For each calendar month during the term of this Lease, Lessee shall pay to Lessor as additional rent at the end of each month, upon notice, its pro rata share of the cost of the common area maintenance of the Shopping Center for the preceding month. Lessee's pro rata share shall be measured by the amount of square footage of floor space occupied by Lessee in relationship to the total amount of rentable square footage of floor space in the Shopping Center. The common area maintenance shall include, but no be limited to, items such as cleaning and sweeping, snow and ice removal, lighting, policing and repainting or striping of the parking area, and watering and maintenance of landscaped areas . . .

Id. at ¶ 9B (emphasis added).

12. Although the Lease does not define "common areas" of the Premises, they are discussed under the "Use of Common Areas" provision, which states that:

Lessee shall have a non-exclusive right of use of all streets, driveways and alleys adjoining said premises. Customer parking areas provided by Lessor on or about the Shopping Center are acknowledged by Lessor and Lessee to be for use by customers of all tenants of the Shopping Center. Lessee shall instruct its employees not to use said parking areas, the streets, alleys, or vacant lands in said Shopping Center for parking or storage of any automobiles, trucks or vehicles owned or used by them except as may be approved by Lessor. Free parking areas for use of Lessee's employees shall be provided by Lessor as shown on Exhibit A.

Id. at ¶ 16 (emphasis added).

13. Pursuant to the Lease, BI-LO's responsibilities under "Lessee's Duty to Maintain Premises" specifically include:

In addition to "Lessee's Duty to Maintain Premises," Lessee has the right to undergo the following actions on the Premises:

Lessee shall have the right and privilege to make such alterations, improvements, additions and changes, structural and otherwise . . . at its own cost and expense, in and do the demised premises in such manner as it may deem necessary or convenient to promote the interest of its business; provided, however, that major changes to the structural portions of the buildings must first be submitted to Lessor for its written approval, which approval shall not be unreasonably withheld.

Id. at ¶ 7C.

Lessee shall, at its own expense, keep and maintain the said premises and appurtenances and every part thereof, in good order and repair except that portion of the premises to be maintained and repaired by Lessor as herein provided. Lessee agrees also to keep all fixtures and exposed interior lines pertaining to heating, air conditioning, water, sewer, electrical and sprinkler systems in good order and repair . . . Lessee shall make good any damage to plate glass in the demised premises unless such damage results from the willful or negligent act or omission of Lessor, or from structural defects in or settling of the building . . .

Id. at ¶ 10.

14. Friarsgate invoices and sends BI-LO a notice of outstanding CAM charges during the first quarter of the following year. For example, the invoice for the 2001 CAM charges is dated February 12, 2002, and the invoice for the 2007 CAM charges is dated January 30, 2008. However, testimony is unclear as to when the invoice for the 2009 CAM charges was sent to BI-LO.

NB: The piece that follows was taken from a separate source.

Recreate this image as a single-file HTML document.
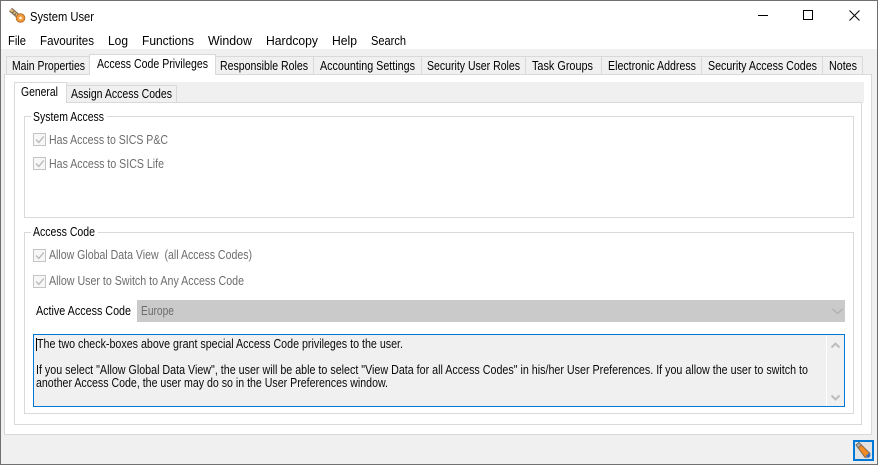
<!DOCTYPE html>
<html><head><meta charset="utf-8"><title>System User</title>
<style>
html,body{margin:0;padding:0;width:878px;height:465px;overflow:hidden;background:#f0f0f0}
svg{display:block}
text{font-family:"Liberation Sans",sans-serif;font-size:12.5px;fill:#000;white-space:pre}
.g{fill:#6d6d6d}
.d{fill:#0a0a0a}
</style></head><body>
<svg width="878" height="465" viewBox="0 0 878 465" xmlns="http://www.w3.org/2000/svg">
<rect width="878" height="465" fill="#f0f0f0"/>
<rect x="1" y="1" width="876" height="48" fill="#fff"/>
<!-- key icon -->
<g>
<path d="M10.500 9.500L18 16" stroke="#7d6a55" stroke-width="4.500" fill="none"/>
<path d="M10.500 9.500L18 16" stroke="#e8b878" stroke-width="2.400" fill="none"/>
<path d="M12 13l2-1.500M14.500 15l1.500-1.500" stroke="#7d6a55" stroke-width="1.400" fill="none"/>
<circle cx="20.500" cy="18" r="4.300" fill="#f29a3c" stroke="#b8702a" stroke-width="1"/>
<circle cx="20.500" cy="18" r="1.400" fill="#fff3dd"/>
</g>
<text x="30" y="21" textLength="64" lengthAdjust="spacingAndGlyphs">System User</text>
<!-- window controls -->
<path d="M758 15.500H768" stroke="#000"/>
<rect x="803.500" y="10.500" width="9" height="9" fill="none" stroke="#000"/>
<path d="M849.500 10.500L859.500 20.500M859.500 10.500L849.500 20.500" stroke="#000" fill="none"/>
<!-- menu -->
<text x="8" y="45" textLength="18" lengthAdjust="spacingAndGlyphs">File</text>
<text x="40" y="45" textLength="54" lengthAdjust="spacingAndGlyphs">Favourites</text>
<text x="108" y="45" textLength="20" lengthAdjust="spacingAndGlyphs">Log</text>
<text x="142" y="45" textLength="52" lengthAdjust="spacingAndGlyphs">Functions</text>
<text x="208" y="45" textLength="44" lengthAdjust="spacingAndGlyphs">Window</text>
<text x="266" y="45" textLength="52" lengthAdjust="spacingAndGlyphs">Hardcopy</text>
<text x="332" y="45" textLength="25" lengthAdjust="spacingAndGlyphs">Help</text>
<text x="371" y="45" textLength="35" lengthAdjust="spacingAndGlyphs">Search</text>
<!-- outer tab panel -->
<rect x="4.500" y="74.500" width="867" height="360" fill="#fff" stroke="#d9d9d9"/>
<!-- outer tabs -->
<g fill="#f0f0f0" stroke="#d9d9d9">
<rect x="6.500" y="56.500" width="83" height="18"/>
<rect x="215.500" y="56.500" width="98" height="18"/>
<rect x="313.500" y="56.500" width="108" height="18"/>
<rect x="421.500" y="56.500" width="104" height="18"/>
<rect x="525.500" y="56.500" width="76" height="18"/>
<rect x="601.500" y="56.500" width="100" height="18"/>
<rect x="701.500" y="56.500" width="121" height="18"/>
<rect x="822.500" y="56.500" width="40" height="18"/>
</g>
<path d="M89.500 75V54.500H215.500V75" fill="#fff" stroke="#d9d9d9"/>
<rect x="90" y="74" width="125" height="2" fill="#fff"/>
<text x="12" y="70" textLength="73" lengthAdjust="spacingAndGlyphs">Main Properties</text>
<text x="97" y="68" textLength="111" lengthAdjust="spacingAndGlyphs">Access Code Privileges</text>
<text x="220" y="70" textLength="88" lengthAdjust="spacingAndGlyphs">Responsible Roles</text>
<text x="320" y="70" textLength="95" lengthAdjust="spacingAndGlyphs">Accounting Settings</text>
<text x="427" y="70" textLength="93" lengthAdjust="spacingAndGlyphs">Security User Roles</text>
<text x="532" y="70" textLength="61" lengthAdjust="spacingAndGlyphs">Task Groups</text>
<text x="608" y="70" textLength="88" lengthAdjust="spacingAndGlyphs">Electronic Address</text>
<text x="708" y="70" textLength="109" lengthAdjust="spacingAndGlyphs">Security Access Codes</text>
<text x="829" y="70" textLength="28" lengthAdjust="spacingAndGlyphs">Notes</text>
<!-- inner strip -->
<rect x="14" y="82" width="850" height="21" fill="#f0f0f0"/>
<rect x="14.500" y="102.500" width="847" height="322" fill="#fff" stroke="#d9d9d9"/>
<rect x="66.500" y="85.500" width="110" height="17" fill="#f0f0f0" stroke="#d9d9d9"/>
<path d="M14.500 103V82.500H66.500V103" fill="#fff" stroke="#d9d9d9"/>
<rect x="15" y="102" width="51" height="2" fill="#fff"/>
<text x="21" y="96" textLength="37" lengthAdjust="spacingAndGlyphs">General</text>
<text x="71" y="98" textLength="101" lengthAdjust="spacingAndGlyphs">Assign Access Codes</text>
<!-- group 1 -->
<rect x="24.500" y="116.500" width="829" height="101" fill="#fff" stroke="#d9d9d9"/>
<rect x="31" y="112" width="76" height="10" fill="#fff"/>
<text x="33" y="121" textLength="71" lengthAdjust="spacingAndGlyphs">System Access</text>
<text class="g" x="49" y="144" textLength="119" lengthAdjust="spacingAndGlyphs">Has Access to SICS P&amp;C</text>
<text class="g" x="49" y="168" textLength="115" lengthAdjust="spacingAndGlyphs">Has Access to SICS Life</text>
<!-- group 2 -->
<rect x="24.500" y="232.500" width="829" height="181" fill="#fff" stroke="#d9d9d9"/>
<rect x="31" y="227" width="67" height="10" fill="#fff"/>
<text x="33" y="236" textLength="62" lengthAdjust="spacingAndGlyphs">Access Code</text>
<text class="g" x="49" y="259" textLength="203" lengthAdjust="spacingAndGlyphs">Allow Global Data View  (all Access Codes)</text>
<text class="g" x="49" y="285" textLength="195" lengthAdjust="spacingAndGlyphs">Allow User to Switch to Any Access Code</text>
<!-- checkboxes -->
<g fill="#f7f7f7" stroke="#c4c4c4">
<rect x="33.500" y="133.500" width="12" height="12"/>
<rect x="33.500" y="157.500" width="12" height="12"/>
<rect x="33.500" y="249.500" width="12" height="12"/>
<rect x="33.500" y="275.500" width="12" height="12"/>
</g>
<g fill="none" stroke="#bcbcbc" stroke-width="1.400">
<path d="M36 139.500l2.800 3 5-6"/>
<path d="M36 163.500l2.800 3 5-6"/>
<path d="M36 255.500l2.800 3 5-6"/>
<path d="M36 281.500l2.800 3 5-6"/>
</g>
<text x="36" y="315" textLength="95" lengthAdjust="spacingAndGlyphs">Active Access Code</text>
<rect x="137" y="300" width="708" height="22" fill="#cacaca"/>
<text class="g" x="141" y="315" textLength="33" lengthAdjust="spacingAndGlyphs">Europe</text>
<path d="M832.500 309l5 4.500 5-4.500" fill="none" stroke="#b0b0b0" stroke-width="1.300"/>
<!-- text box -->
<rect x="33.500" y="334.500" width="811" height="72" fill="#f0f0f0" stroke="#0078d7"/>
<rect x="826" y="336" width="1" height="70" fill="#fff"/>
<path d="M831.500 347.500l4-4 4 4" fill="none" stroke="#bdbdbd" stroke-width="2"/>
<path d="M831.500 395.500l4 4 4-4" fill="none" stroke="#bdbdbd" stroke-width="2"/>
<rect x="36" y="338" width="1" height="13" fill="#000"/>
<text class="d" x="37" y="348" textLength="366" lengthAdjust="spacingAndGlyphs">The two check-boxes above grant special Access Code privileges to the user.</text>
<text class="d" x="36" y="374" textLength="772" lengthAdjust="spacingAndGlyphs">If you select "Allow Global Data View", the user will be able to select "View Data for all Access Codes" in his/her User Preferences. If you allow the user to switch to</text>
<text class="d" x="36" y="387" textLength="352" lengthAdjust="spacingAndGlyphs">another Access Code, the user may do so in the User Preferences window.</text>
<!-- pencil button -->
<rect x="854" y="441" width="19" height="19" fill="#e2e2e2" stroke="#0078d7" stroke-width="2"/>
<path d="M856 445l3-2.500 11 11-2 3.500-3 .5z" fill="#f08a24" stroke="#6e5a4a" stroke-width=".8"/>
<path d="M856 445l3-2.500 2.500 2.500-3.500 3z" fill="#b0a8a0" stroke="#5a5a5a" stroke-width=".6"/>
<path d="M865.500 456l4.500-3.500 .5 3.500-2 2z" fill="#2f6fc4"/>
<!-- window border -->
<rect x="0.500" y="0.500" width="877" height="464" fill="none" stroke="#6f6f6f"/>
</svg>
</body></html>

15. The testimony indicated that it has been the practice of the parties to participate in reconciliation discussions after Friarsgate sends the invoice to BI-LO. During this time, BI-LO and Friarsgate negotiate which CAM charges will be honored.

16. Testimony and evidence presented at the Hearing established that sometime after the confirmation of the Plan, Friarsgate sent BI-LO an invoice for the 2009 CAM charges due in the amount of $29,200.20. The testimony of Ms. Octavia Andrews indicated that the bill for the 2009 CAM charges included $21,082.00 for exterior painting of the walls of the Premises as well as $145.00 for plumbing repairs.

17. By letter dated October 6, 2010, BI-LO disputed the 2009 CAM charges. BI-LO asserted that the charges for exterior painting and plumbing repairs were not within the scope of CAM charges billable to this tenant under the terms of the Lease and thus, were Friarsgate's responsibility under the Lease. BI-LO tendered a payment to Friarsgate in a lesser amount, representing what it believed to be both the pre- and post-petition cure amounts for 2009 taxes and CAM. (Movant's Exhibit 1, Friarsgate Inventory Statements).

18. Testimony and evidence presented at the Hearing revealed that some charges relating to exterior painting and plumbing have been billed by Friarsgate and paid for by BI-LO as part of CAM reconciliation in prior years. In 2001 and 2002, Friarsgate charged painting of a rear wall and plumbing repairs as CAM. Id.

19. Testimony and evidence presented at the Hearing also established that in prior years BI-LO has tendered payments to Friarsgate for less than the invoiced CAM amount and Friarsgate has accepted these reduced payments. For example, in 2007 BI-LO disputed CAM charges for plumbing and exterior line repairs. BI-LO tendered payment only for $10,660.97, despite being billed $14,321.97 for CAM, and Friarsgate accepted this amount. In addition, BI-LO was billed $7,303.18 for CAM in 2001; however, BI-LO tendered payment only for $7,139.18, which was also accepted by Friarsgate. Id.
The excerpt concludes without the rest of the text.